Opinião: “A racionalidade na gestão dos serviços de água”

Por Carlos Rabaçal, presidente do Conselho de Administração dos Serviços Municipalizados de Setúbal

Escrevi apenas “gestão pública e privada da água” no motor de busca e eis que a IA responde: “A gestão pública da água prioriza o interesse público, o controlo democrático e a resposta às necessidades das populações, considerando a água um direito humano. Já a gestão privada incide sobre necessidades individuais e de grupos, sendo motivada principalmente pelo lucro”. Parece tão óbvio…

Já o RASARP, relatório da ERSAR – Entidade Reguladora para os Serviços de Águas e Resíduos, observa que entre as 221 entidades gestoras existentes no abastecimento de água em baixa – na sua maioria com uma área de intervenção igual ou menor à da área do município – 23 são concessões. “Nos últimos anos, a gestão concessionada está estagnada, verificando-se até algum recuo”, remata ainda o documento. O regresso à gestão pública foi operado nos municípios de Mafra em 2022, Setúbal em 2023, Batalha e Paredes em 2024; em circunstâncias muito distintas e com executivos municipais de distintas cores políticas, o que é de sublinhar.

Mas este movimento não é exclusivo de municípios portugueses. O relatório “The Future is Public”, publicado pelo Transnational Institute, dos Países Baixos, mostra que entre 2000 e 2019 foram identificados mais de 1400 casos de sucesso de “remunicipalização” de serviços, em 2400 cidades e 58 países em todo o mundo. A publicação evidencia que “os serviços públicos são mais importantes do que nunca, face à catástrofe climática, ao aumento das desigualdades e à crescente agitação política. […] A crise da COVID-19 demonstrou que os serviços públicos e as pessoas que os operam são verdadeiramente a base de sociedades saudáveis e resilientes. Com o fracasso da privatização, um crescente movimento internacional está a escolher a (re)municipalização como uma ferramenta fundamental para redefinir a propriedade pública para o século XXI.”

Cito ainda: “Em conjunto, as organizações da sociedade civil, os sindicatos e as autoridades locais estão a dar forma a um novo modelo de como alargar a propriedade pública democrática a todos os níveis da sociedade e a abrir novas vias para serviços públicos orientados para a comunidade e conscientes das questões climáticas”. Isto é o que estamos a fazer em Setúbal, ao criar grupos de trabalho com representantes de moradores, juntas de freguesia e autarquia, para encontrar em conjunto as melhores soluções para os problemas e anseios da população. Algo inexistente e impensável durante a vigência da concessão privada, que perdurou 25 anos!

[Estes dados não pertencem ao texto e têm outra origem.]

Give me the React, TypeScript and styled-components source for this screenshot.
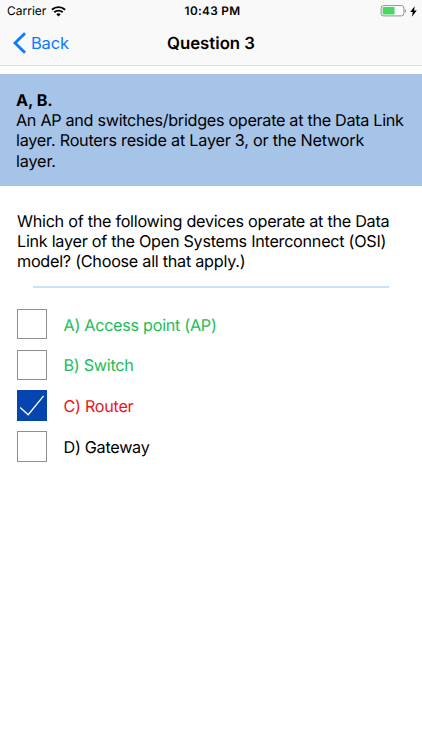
import React from "react";
import styled, { createGlobalStyle } from "styled-components";

const GlobalStyle = createGlobalStyle`
  * { box-sizing: border-box; }
  body { margin: 0; background: #fff; }
`;

const Screen = styled.main`
  width: 422px;
  height: 750px;
  background: #fff;
  color: #000;
  font-family: Inter, "Liberation Sans", sans-serif;
  font-size: 16.2px;
  line-height: 20.4px;
  text-rendering: geometricPrecision;
  overflow: hidden;
`;

const Header = styled.header`
  height: 66px;
  background: #f9f9f9;
  border-bottom: 1px solid #dcdce0;
`;

const StatusBar = styled.div`
  display: grid;
  grid-template-columns: 1fr auto 1fr;
  align-items: center;
  height: 21px;
  padding: 1px 5px 0 7px;
  font-size: 12px;
  line-height: 20px;
`;

const StatusGroup = styled.div<{ $end?: boolean }>`
  display: flex;
  align-items: center;
  justify-content: ${(p) => (p.$end ? "flex-end" : "flex-start")};
  gap: ${(p) => (p.$end ? "4px" : "5px")};
`;

const Clock = styled.span`
  padding-left: 1px;
  font-weight: 600;
  font-size: 11.8px;
  letter-spacing: 0.3px;
`;

const NavBar = styled.nav`
  display: grid;
  grid-template-columns: 1fr auto 1fr;
  align-items: center;
  height: 44px;
  padding: 0 13px;
`;

const BackButton = styled.button`
  display: flex;
  align-items: center;
  gap: 5px;
  padding: 0;
  border: 0;
  background: none;
  color: #0a7aff;
  font: inherit;
  font-size: 16.5px;
  letter-spacing: -0.2px;
`;

const Title = styled.h1`
  margin: 0;
  padding-top: 2px;
  font-size: 16.8px;
  font-weight: 600;
`;

const Explanation = styled.section`
  height: 112px;
  margin-top: 8px;
  padding: 15.6px 16px 0;
  background: #a6c3e8;
`;

const Line = styled.span<{ $spacing?: number; $bold?: boolean }>`
  display: block;
  white-space: nowrap;
  font-weight: ${(p) => (p.$bold ? 700 : 400)};
  letter-spacing: ${(p) => p.$spacing ?? -0.28}px;
`;

const Question = styled.section`
  padding: 24.6px 17px 0;
`;

const Divider = styled.hr`
  height: 2px;
  margin: 14.4px 33px 21px;
  border: 0;
  background: #c9e2fa;
`;

const Options = styled.div`
  display: flex;
  flex-direction: column;
  gap: 9.8px;
  padding-left: 17px;
`;

const Option = styled.label<{ $color: string }>`
  display: flex;
  align-items: center;
  gap: 16.5px;
  height: 31px;
  color: ${(p) => p.$color};
`;

const CheckBox = styled.span<{ $checked: boolean }>`
  display: flex;
  align-self: flex-start;
  width: 30px;
  height: 30.4px;
  margin-top: -0.4px;
  border: ${(p) => (p.$checked ? "0" : "1px solid #8f8f8f")};
  background: ${(p) => (p.$checked ? "#0445b0" : "#fff")};
`;

const explanation = [
  { text: "An AP and switches/bridges operate at the Data Link", spacing: -0.3 },
  { text: "layer. Routers reside at Layer 3, or the Network", spacing: -0.23 },
  { text: "layer.", spacing: -0.15 },
];

const question = [
  { text: "Which of the following devices operate at the Data", spacing: -0.27 },
  { text: "Link layer of the Open Systems Interconnect (OSI)", spacing: -0.27 },
  { text: "model? (Choose all that apply.)", spacing: -0.26 },
];

const options = [
  { text: "A) Access point (AP)", color: "#1dbd59", checked: false },
  { text: "B) Switch", color: "#1dbd59", checked: false },
  { text: "C) Router", color: "#ee1418", checked: true },
  { text: "D) Gateway", color: "#000", checked: false },
];

const WifiIcon = () => (
  <svg width="15" height="11" viewBox="0 0 15 11">
    <path d="M7.5 10.6 5.3 8.3a3.2 3.2 0 0 1 4.4 0Z" />
    <path d="M3.3 6.3a6 6 0 0 1 8.4 0M.9 3.8a9.4 9.4 0 0 1 13.2 0" fill="none" stroke="#000" strokeWidth="1.9" />
  </svg>
);

const BatteryIcon = () => (
  <svg width="27" height="12" viewBox="0 0 27 12">
    <rect x="2.1" y=".6" width="22.8" height="10.3" rx="2.5" fill="#fff" stroke="#929292" />
    <rect x="3.6" y="2" width="12" height="7.5" rx=".7" fill="#4bd763" />
    <path d="M25.9 4v3.8q1.1-.7 1.1-1.9T25.9 4Z" fill="#929292" />
  </svg>
);

const BoltIcon = () => (
  <svg width="7" height="11" viewBox="0 0 7 11">
    <path d="M4.7.2.2 6h2.6L1.9 10.8 6.8 4.5H4.1Z" />
  </svg>
);

const BackIcon = () => (
  <svg width="13" height="22" viewBox="0 0 13 22">
    <path d="M12 1.2 2 11l10 9.8" fill="none" stroke="#0a7aff" strokeWidth="2.8" />
  </svg>
);

const Tick = () => (
  <svg width="30" height="30" viewBox="0 0 30 30">
    <path d="m3.2 17.6 8 7.1L26.6 5.8" fill="none" stroke="#fff" strokeWidth="1.3" />
  </svg>
);

export default function App() {
  return (
    <Screen>
      <GlobalStyle />
      <Header>
        <StatusBar>
          <StatusGroup>
            <span>Carrier</span>
            <WifiIcon />
          </StatusGroup>
          <Clock>10:43 PM</Clock>
          <StatusGroup $end>
            <BatteryIcon />
            <BoltIcon />
          </StatusGroup>
        </StatusBar>
        <NavBar>
          <BackButton>
            <BackIcon />
            Back
          </BackButton>
          <Title>Question 3</Title>
        </NavBar>
      </Header>
      <Explanation>
        <Line $bold $spacing={-0.05}>A, B.</Line>
        {explanation.map((l) => (
          <Line key={l.text} $spacing={l.spacing}>{l.text}</Line>
        ))}
      </Explanation>
      <Question>
        {question.map((l) => (
          <Line key={l.text} $spacing={l.spacing}>{l.text}</Line>
        ))}
      </Question>
      <Divider />
      <Options>
        {options.map((o) => (
          <Option key={o.text} $color={o.color}>
            <CheckBox $checked={o.checked}>{o.checked && <Tick />}</CheckBox>
            <Line>{o.text}</Line>
          </Option>
        ))}
      </Options>
    </Screen>
  );
}
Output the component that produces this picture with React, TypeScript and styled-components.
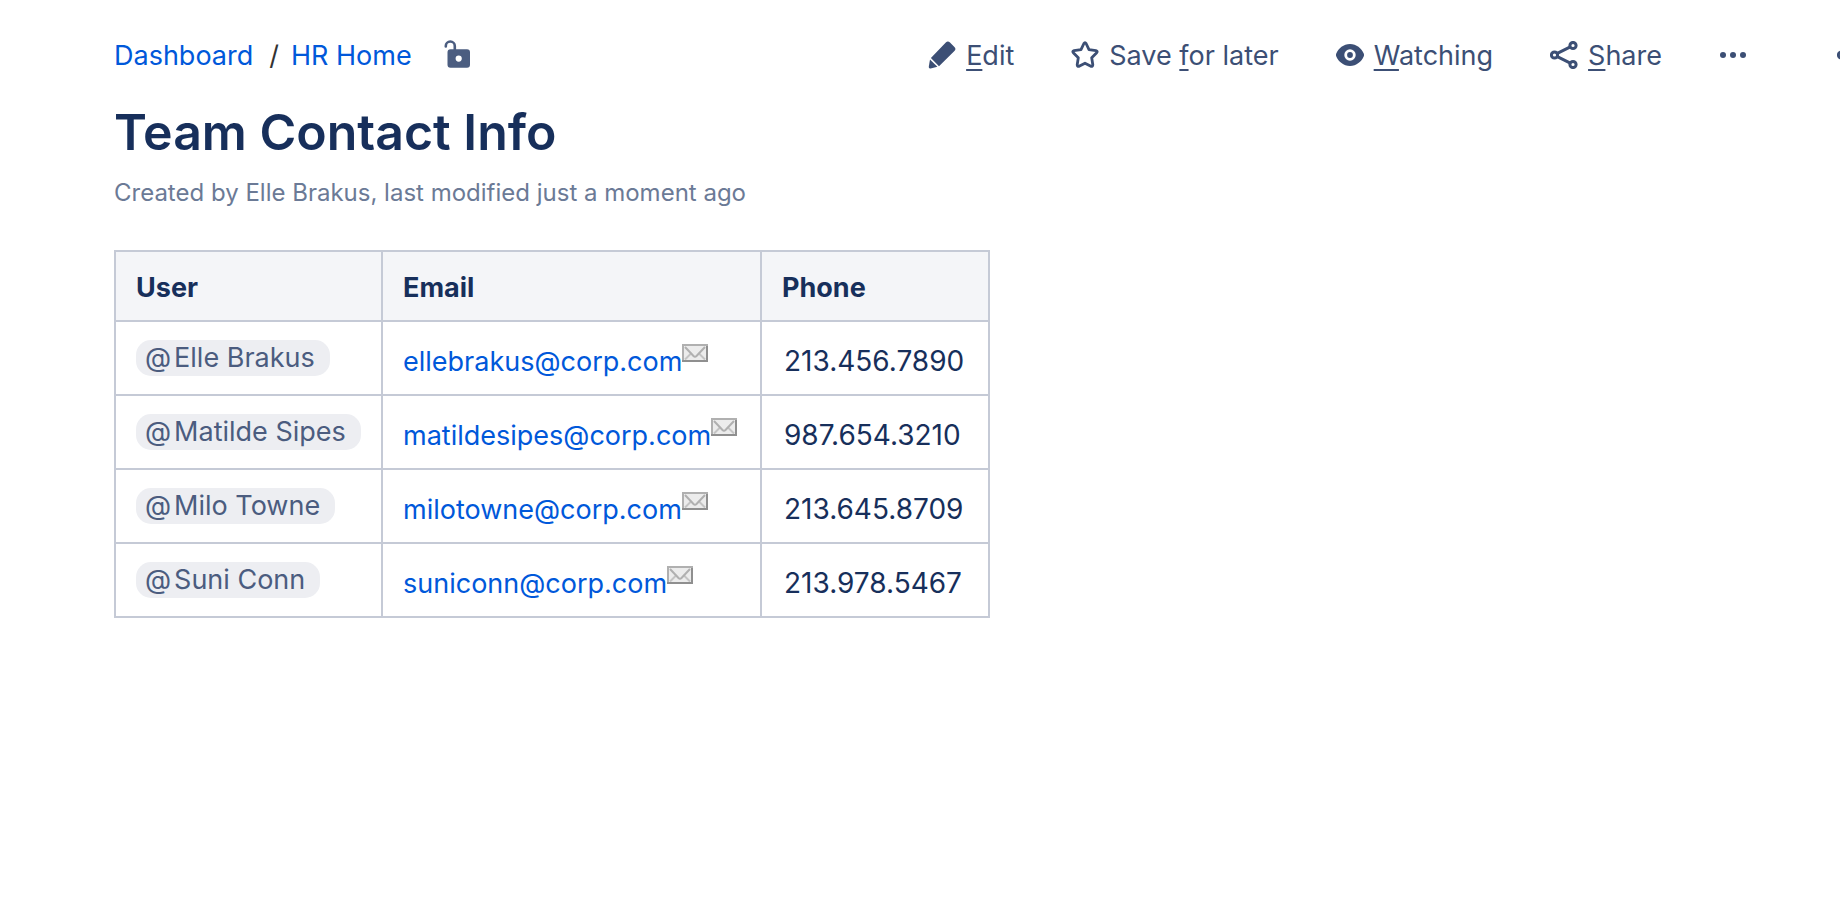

Entre os diversos sectores abordados na publicação, a água é o que mais casos de remunicipalização observou, destacando-se França, Inglaterra e Espanha como os países com mais casos de sucesso. A cidade espanhola de Valladollid, é muito semelhante à situação de Setúbal: mais de duas décadas de concessão foram responsáveis por aumentos no preço da água de cerca de 38%, enquanto os investimentos na manutenção da rede eram muito limitados e a empresa continuava a distribuir lucros aos seus acionistas. Em 2015, o novo executivo municipal resolveu mudar a gestão da água, tal como fizemos, aqui, em 2021.

Em Setúbal logo no primeiro ano da entrada em funcionamento dos SMS, baixámos o preço da água em 20% para todos os munícipes e ainda implementámos a tarifa social, que abrange perto de 9000 famílias (representando mais uma redução de 50% do preço da água). E o investimento tem sido incomparável: até ao final de 2025 o valor das obras lançadas deverá aproximar-se dos 17 milhões de euros.

Tudo isto evidencia uma coisa: a gestão pública dos serviços de água é antes de mais uma questão de racionalidade económica, social e de qualidade na lógica do serviço público, quando se trata de um bem essencial à vida.

*Este texto foi publicado na edição 113 da Ambiente Magazine.